In 1980, your family would have put the word out, and you’d get 4 or 5 prospects (if lucky) that would vaguely fit this bill (maybe not IAS, but some govt/ PSU job, who knows), you’d pick one, marry and move on with your life.

Now, in 2019, it’s highly likely you won’t find this person.


Think about it - how many such people do you think really exist now, and are single? 5? What are the odds you’ll find some fault in them? 90%? That leaves us with one man. Next, what are the odds that this one man will like you? 50%? That leaves us with half a man. That’s not even a full person.
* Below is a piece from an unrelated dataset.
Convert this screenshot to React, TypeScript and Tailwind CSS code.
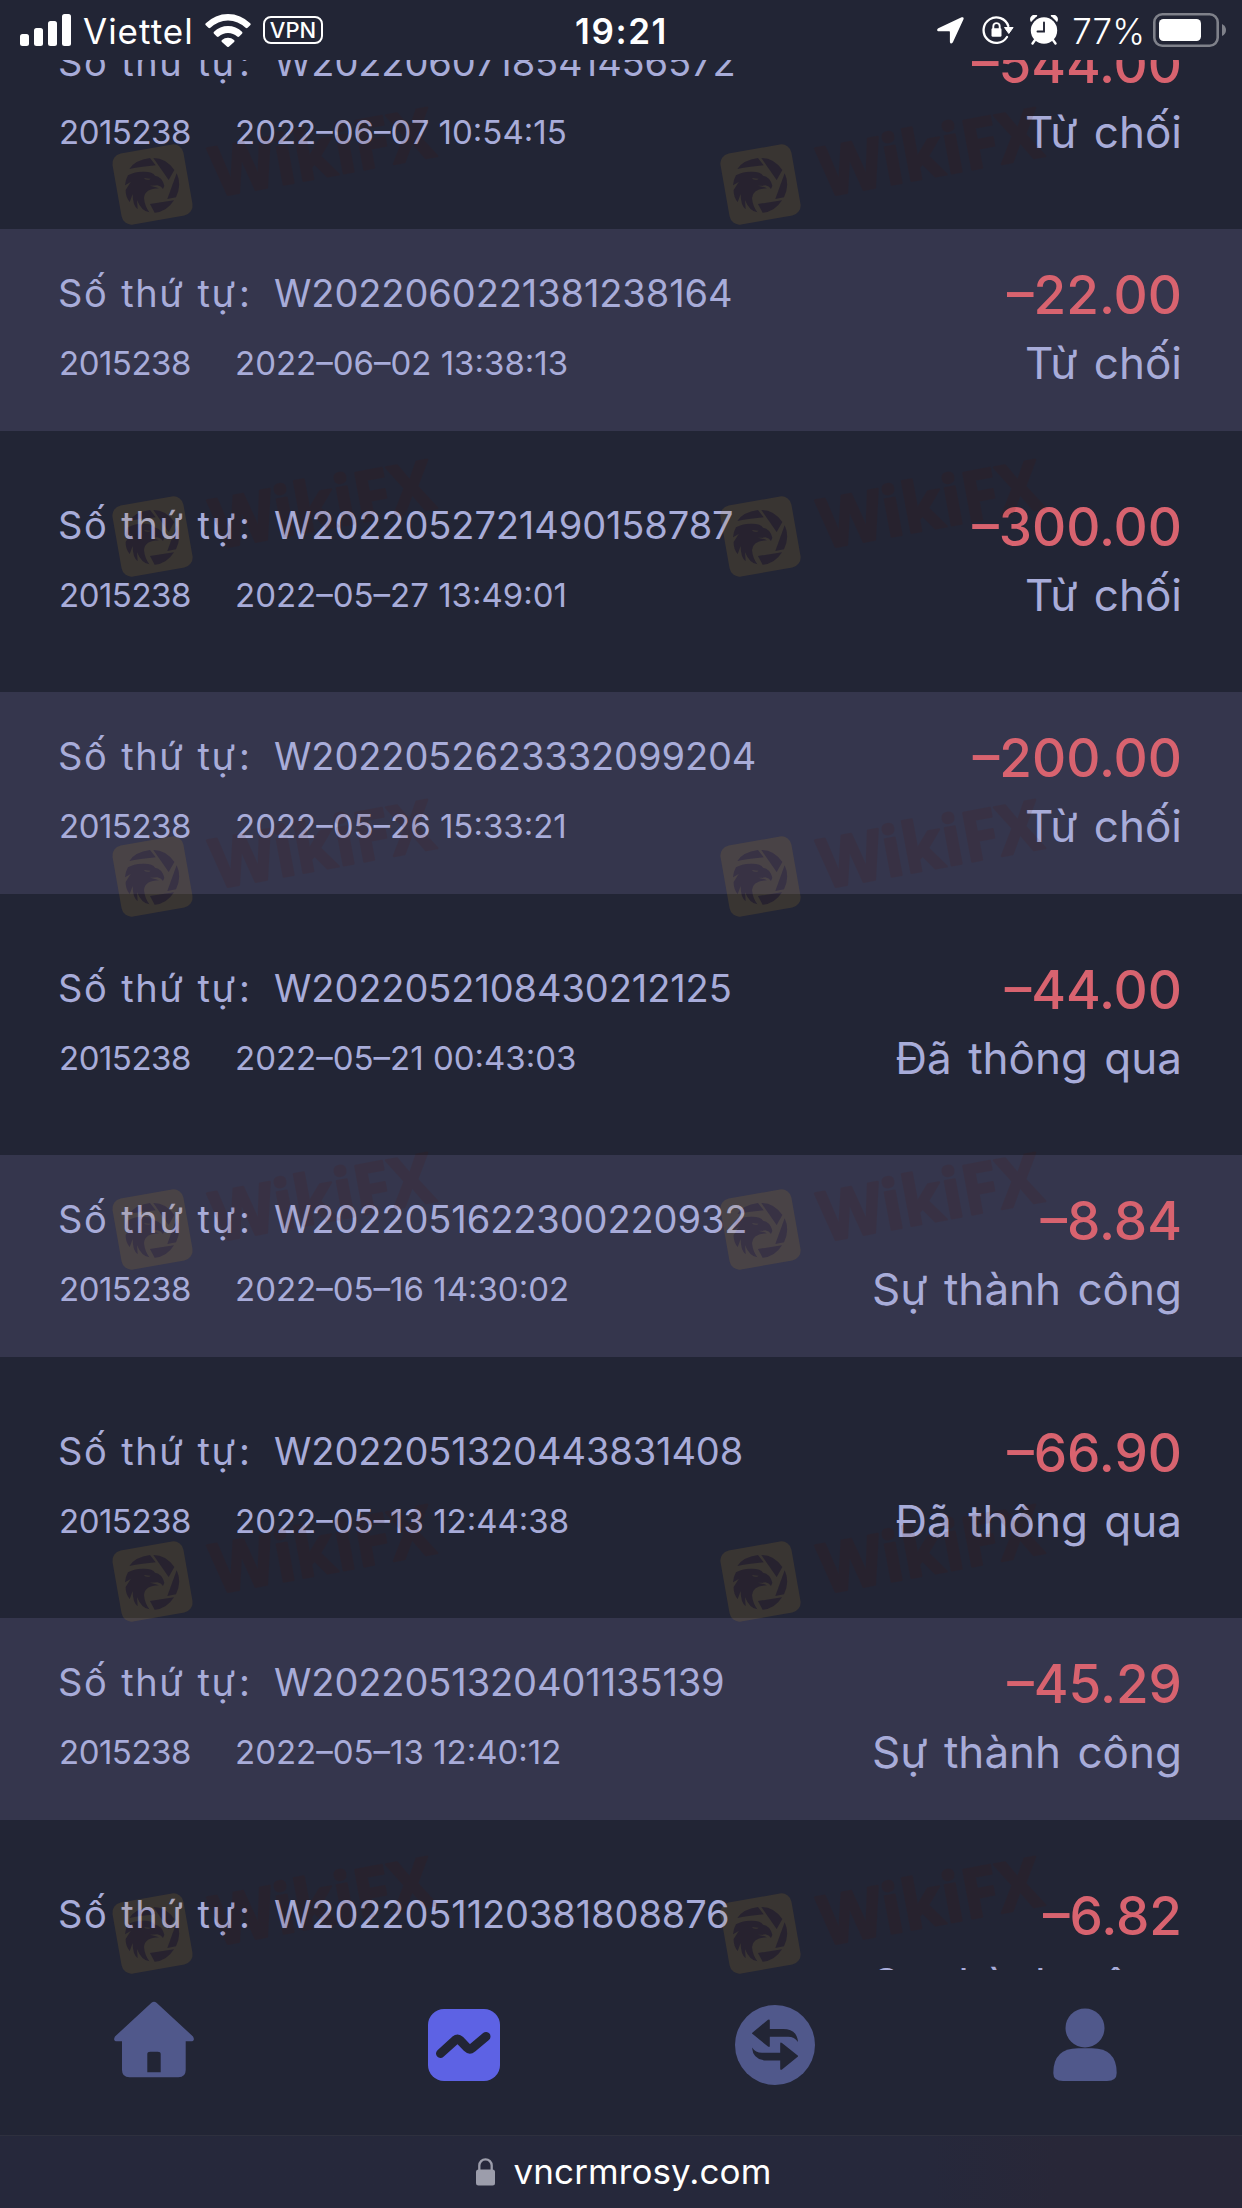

But wait, we’re not done yet.

Next, what are the odds that this half man is on the same platform as you are and that too, at the same time and you happen to find each other?

That’s the million dollar question, isn’t it?

I could make a McKinsey case out of it, but let me give you the answer anyway - There’s no such person on Earth, ok? So, why then do you think you need to marry this man?

Today’s dating sites and apps are clearing houses. They are built to clear the commodities in the market.

So, if you are one of these trying to make a very niche trade, good luck. Wait, I don’t mean it like that. You will meet someone. Someone nice too. But I can assure you that you will almost NEVER meet who you set out to meet. Sorry.

Right, what now?

You have two options:

  1. Don’t settle: If you know what you want, and firmly believe that this person you want is really out there, wait. Don’t be in a hurry. You’ll meet him. Someday.

  2. Settle: Figure out what parameters in your search are worth relaxing, and anyone who fits the bill, give them a chance. Once you have a shortlist, select rather than eliminate, because you aren’t selecting candidates for JEE advanced. You are choosing that one person amongst the 1 person you want to be with amongst a handful of possible matches.

If you can’t decide between the two, come to me. But if you do decide on your own, remember to make it work. If you can’t, again, you’ll have two options. But remember, you’ll be back to square one. Just saying.